Il n'y a pas que le Hi de Ho dans la vie de Cab Calloway ! En tout cas, si en 1939 il disait déjà vouloir arrêter la recette qui avait fait son succès (voir notre article à ce sujet), Cab avait même des velléités du côté d'une oeuvre symphonique. Etonnant, non ? The Hi de Ho Blog va vous en dire (un petit peu) plus.


Dès 1940, un regard du côté de Carnegie Hall.

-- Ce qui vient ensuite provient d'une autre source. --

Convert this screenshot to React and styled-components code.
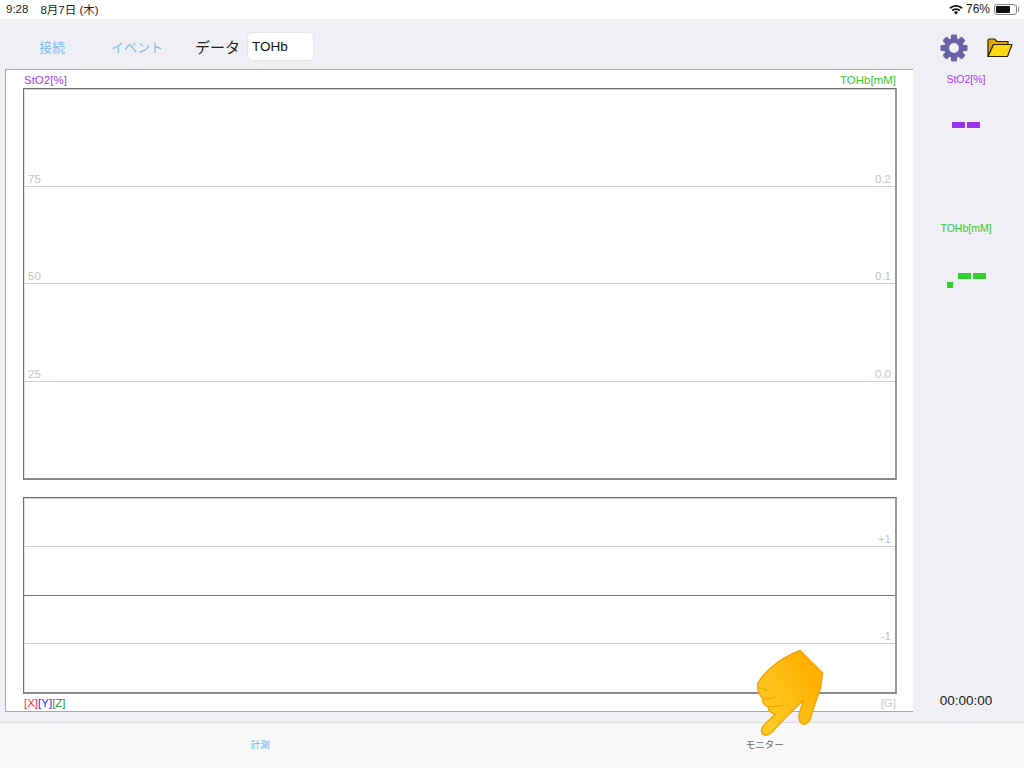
import React from 'react';
import styled, { createGlobalStyle } from 'styled-components';

const Global = createGlobalStyle`
  html, body {
    margin: 0;
    padding: 0;
    background: #efeff4;
  }
  * {
    box-sizing: border-box;
  }
`;

const Root = styled.div`
  position: relative;
  width: 1024px;
  height: 768px;
  overflow: hidden;
  display: flex;
  flex-direction: column;
  background: #efeff4;
  font-family: 'Liberation Sans', 'Noto Sans CJK JP', sans-serif;
`;

const StatusBar = styled.div`
  height: 19px;
  flex: none;
  background: #fff;
  display: flex;
  align-items: center;
  justify-content: space-between;
  padding: 0 7px 1px 6px;
  font-size: 11.5px;
  color: #222;
`;

const StatusGroup = styled.div`
  display: flex;
  align-items: center;
  gap: ${p => p.gap || 4}px;
  font-size: ${p => p.size || 11.5}px;
`;

const Battery = styled.div`
  width: 23px;
  height: 11px;
  margin-left: 1px;
  padding: 1px;
  border: 1px solid #888;
  border-radius: 3px;
  position: relative;
  &::before {
    content: '';
    display: block;
    width: 76%;
    height: 100%;
    background: #111;
    border-radius: 1px;
  }
  &::after {
    content: '';
    position: absolute;
    right: -3px;
    top: 2px;
    width: 1px;
    height: 5px;
    background: #888;
  }
`;

const Main = styled.div`
  flex: 1;
  min-height: 0;
  display: flex;
`;

const LeftColumn = styled.div`
  width: 913px;
  flex: none;
  display: flex;
  flex-direction: column;
  padding: 0 0 10px 5px;
`;

const Toolbar = styled.div`
  height: 50px;
  flex: none;
  display: flex;
  align-items: center;
  padding-top: 4px;
`;

const ToolButton = styled.div`
  width: ${p => p.w}px;
  margin-left: ${p => p.ml}px;
  color: #7db8f7;
  font-size: 13px;
  text-align: center;
`;

const DataLabel = styled.div`
  margin-left: 28px;
  font-size: 15px;
  color: #222;
`;

const DataField = styled.div`
  width: 67px;
  height: 29px;
  margin-left: 7px;
  padding-left: 4px;
  display: flex;
  align-items: center;
  background: #fff;
  border: 1px solid #e6e6ea;
  border-radius: 5px;
  font-size: 13.5px;
  color: #111;
`;

const Panel = styled.div`
  flex: 1;
  min-height: 0;
  background: #fff;
  border: 1px solid #a8a8a8;
  border-right: none;
  padding: 0 16px 0 17px;
  display: flex;
  flex-direction: column;
`;

const LegendRow = styled.div`
  height: 18px;
  flex: none;
  display: flex;
  justify-content: space-between;
  align-items: center;
  font-size: 11.5px;
  padding: 2px 1px 0 1px;
`;

const Tint = styled.span`
  color: ${p => p.color};
`;

const Chart = styled.div`
  height: ${p => p.h}px;
  flex: none;
  border-style: solid;
  border-width: 1px 2px 2px 1px;
  border-color: #6e6e6e #999 #8a8a8a #6e6e6e;
  box-shadow: inset 0 1px #d4d4d4, inset 1px 0 #e2e2e2;
  display: flex;
  flex-direction: column;
`;

const ChartRow = styled.div`
  flex: 1;
  display: flex;
  justify-content: space-between;
  align-items: flex-end;
  padding: 0 4px 1px 4px;
  font-size: 11.5px;
  color: #c4c4c4;
  border-bottom: ${p =>
    p.last ? 'none' : `1px solid ${p.dark ? '#707070' : '#cfcfcf'}`};
`;

const FootRow = styled(LegendRow)`
  height: 17px;
  padding-top: 0;
`;

const GLabel = styled.span`
  color: #c8c8c8;
`;

const ChartGap = styled.div`
  height: 17px;
  flex: none;
`;

const Sidebar = styled.div`
  flex: 1;
  display: flex;
  flex-direction: column;
  align-items: center;
  padding: 0 5px 14px 0;
`;

const IconRow = styled.div`
  height: 50px;
  width: 100%;
  flex: none;
  display: flex;
  align-items: center;
  padding: 7px 0 0 27px;
  gap: 19px;
`;

const SideLabel = styled.div`
  font-size: 10.5px;
  margin-top: ${p => p.mt}px;
  color: ${p => p.color};
`;

const Dashes = styled.div`
  display: flex;
  align-items: flex-start;
  gap: 2px;
  margin-top: ${p => p.mt}px;
`;

const Dash = styled.div`
  width: 13px;
  height: 6px;
  background: ${p => p.color};
`;

const Dot = styled.div`
  width: 6px;
  height: 6px;
  margin: 9px 3px 0 0;
  background: ${p => p.color};
`;

const Timer = styled.div`
  margin-top: auto;
  font-size: 13.5px;
  color: #222;
`;

const TabBar = styled.div`
  height: 46px;
  flex: none;
  display: flex;
  padding: 0 7px 0 8px;
  background: #f8f8f8;
  border-top: 1px solid #dcdce0;
`;

const Tab = styled.div`
  flex: 1;
  padding: 14px 0 0;
  text-align: center;
  font-size: 9.5px;
  color: ${p => (p.active ? '#6aaef5' : '#666')};
`;

const Hand = styled.svg`
  position: absolute;
  left: 750px;
  top: 645px;
`;

const purple = '#9a35ef';
const green = '#2fd02f';

function WifiIcon() {
  return (
    <svg width="14" height="11" viewBox="0 0 14 11">
      <path d="M0.3 3.6 A9.6 9.6 0 0 1 13.7 3.6 L12.4 5 A7.7 7.7 0 0 0 1.6 5 Z" fill="#111" />
      <path d="M2.6 6 A6.4 6.4 0 0 1 11.4 6 L10.1 7.3 A4.6 4.6 0 0 0 3.9 7.3 Z" fill="#111" />
      <path d="M4.9 8.3 A3.1 3.1 0 0 1 9.1 8.3 L7 10.6 Z" fill="#111" />
    </svg>
  );
}

function GearIcon() {
  const teeth = [0, 45, 90, 135, 180, 225, 270, 315];
  return (
    <svg width="28" height="28" viewBox="0 0 28 28">
      <g fill="#6b63a8">
        {teeth.map(a => (
          <rect key={a} x="11" y="0.5" width="6" height="7" rx="1.2" transform={`rotate(${a} 14 14)`} />
        ))}
      </g>
      <circle cx="14" cy="14" r="7.4" fill="none" stroke="#6b63a8" strokeWidth="5" />
    </svg>
  );
}

function FolderIcon() {
  return (
    <svg width="26" height="20" viewBox="0 0 26 20">
      <path d="M1 18.5 V2.5 Q1 1 2.5 1 H7.5 L10 3.5 H21 V6.5 H6.5 Z" fill="#e0a800" stroke="#2a2200" strokeWidth="1.2" strokeLinejoin="round" />
      <path d="M6.5 6.5 H25 L20.5 18.5 H1 Z" fill="#ffd70f" stroke="#2a2200" strokeWidth="1.2" strokeLinejoin="round" />
    </svg>
  );
}

function PointingHand() {
  return (
    <Hand width="80" height="95" viewBox="0 0 80 95">
      <defs>
        <linearGradient id="handFill" x1="0.1" y1="0.75" x2="0.8" y2="0.2">
          <stop offset="0" stopColor="#ffcb25" />
          <stop offset="1" stopColor="#ffb000" />
        </linearGradient>
      </defs>
      <path
        d="M50 5.5 L72.5 28 L70.500 43 L62.500 66 L60 75 Q55 81.500 51 78 Q48 75 49.500 68 L53.500 55 L36 72 L21.500 87.500 Q16 92.500 12.500 88.500 Q10 84.500 14 80 L25.500 69 Q18.500 68 18 61.500 Q12 59.500 12.500 53 Q6.500 47 8 38 Q13 30 20 23.500 Q33 12 50 5.500 Z"
        fill="url(#handFill)"
        stroke="#f0a606"
        strokeWidth="1.5"
        strokeLinejoin="round"
      />
      <path
        d="M8.500 43 Q13 42.500 16.500 45.500 M12.500 53 Q17 55 25 52 M18 61.500 Q23 62 33 60"
        fill="none"
        stroke="#f0a606"
        strokeWidth="1.1"
        strokeLinecap="round"
      />
    </Hand>
  );
}

export default function App() {
  return (
    <Root>
      <Global />
      <StatusBar>
        <StatusGroup gap={12}>
          <span>9:28</span>
          <span>8月7日 (木)</span>
        </StatusGroup>
        <StatusGroup size={12} gap={3}>
          <WifiIcon />
          <span>76%</span>
          <Battery />
        </StatusGroup>
      </StatusBar>
      <Main>
        <LeftColumn>
          <Toolbar>
            <ToolButton w={40} ml={27}>接続</ToolButton>
            <ToolButton w={60} ml={35}>イベント</ToolButton>
            <DataLabel>データ</DataLabel>
            <DataField>TOHb</DataField>
          </Toolbar>
          <Panel>
            <LegendRow>
              <Tint color="#a23ff5">StO2[%]</Tint>
              <Tint color="#35cc35">TOHb[mM]</Tint>
            </LegendRow>
            <Chart h={392}>
              <ChartRow>
                <span>75</span>
                <span>0.2</span>
              </ChartRow>
              <ChartRow>
                <span>50</span>
                <span>0.1</span>
              </ChartRow>
              <ChartRow>
                <span>25</span>
                <span>0.0</span>
              </ChartRow>
              <ChartRow last />
            </Chart>
            <ChartGap />
            <Chart h={197}>
              <ChartRow>
                <span />
                <span>+1</span>
              </ChartRow>
              <ChartRow dark />
              <ChartRow>
                <span />
                <span>-1</span>
              </ChartRow>
              <ChartRow last />
            </Chart>
            <FootRow>
              <span>
                <Tint color="#f33">[X]</Tint>
                <Tint color="#33f">[Y]</Tint>
                <Tint color="#2a9a2a">[Z]</Tint>
              </span>
              <GLabel>[G]</GLabel>
            </FootRow>
          </Panel>
        </LeftColumn>
        <Sidebar>
          <IconRow>
            <GearIcon />
            <FolderIcon />
          </IconRow>
          <SideLabel color="#a23ff5" mt={4}>StO2[%]</SideLabel>
          <Dashes mt={37}>
            <Dash color={purple} />
            <Dash color={purple} />
          </Dashes>
          <SideLabel color="#35cc35" mt={94}>TOHb[mM]</SideLabel>
          <Dashes mt={39}>
            <Dot color={green} />
            <Dash color={green} />
            <Dash color={green} />
          </Dashes>
          <Timer>00:00:00</Timer>
        </Sidebar>
      </Main>
      <TabBar>
        <Tab active>計測</Tab>
        <Tab>モニター</Tab>
      </TabBar>
      <PointingHand />
    </Root>
  );
}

Dans un article paru dans le New York Amsterdam News du 27 avril 1940, Cab déclare que depuis 3 mois, il a passé tout son temps libre à travailler sur une symphonie intitulée "Symphony in Swing Time" et qu'il espère la présenter un jour à Carnegie Hall. Paul Whiteman et son travail avec Gershwin semblent avoir influencé Cab mais, dit-il "La Rhapsody in Blue n'est pas vraiment du jazz mais plutôt de la musique classique légère, tandis que ma symphonie sera franchement jazzy. Quand elle sera achevée, je le présenterai à Leopold Stokowski (NDLR : vous savez, le chef d'orchestre qui apparaît dans les séquences de Fantasia de Walt Disney - 1940). De tous les grands compositeurs symphoniques, Stokowski possède la meilleure vision et rassemble les espoirs tout jeune compositeur. Lui seul a la vision et le courage de jouer la musique 'd'inconnus'"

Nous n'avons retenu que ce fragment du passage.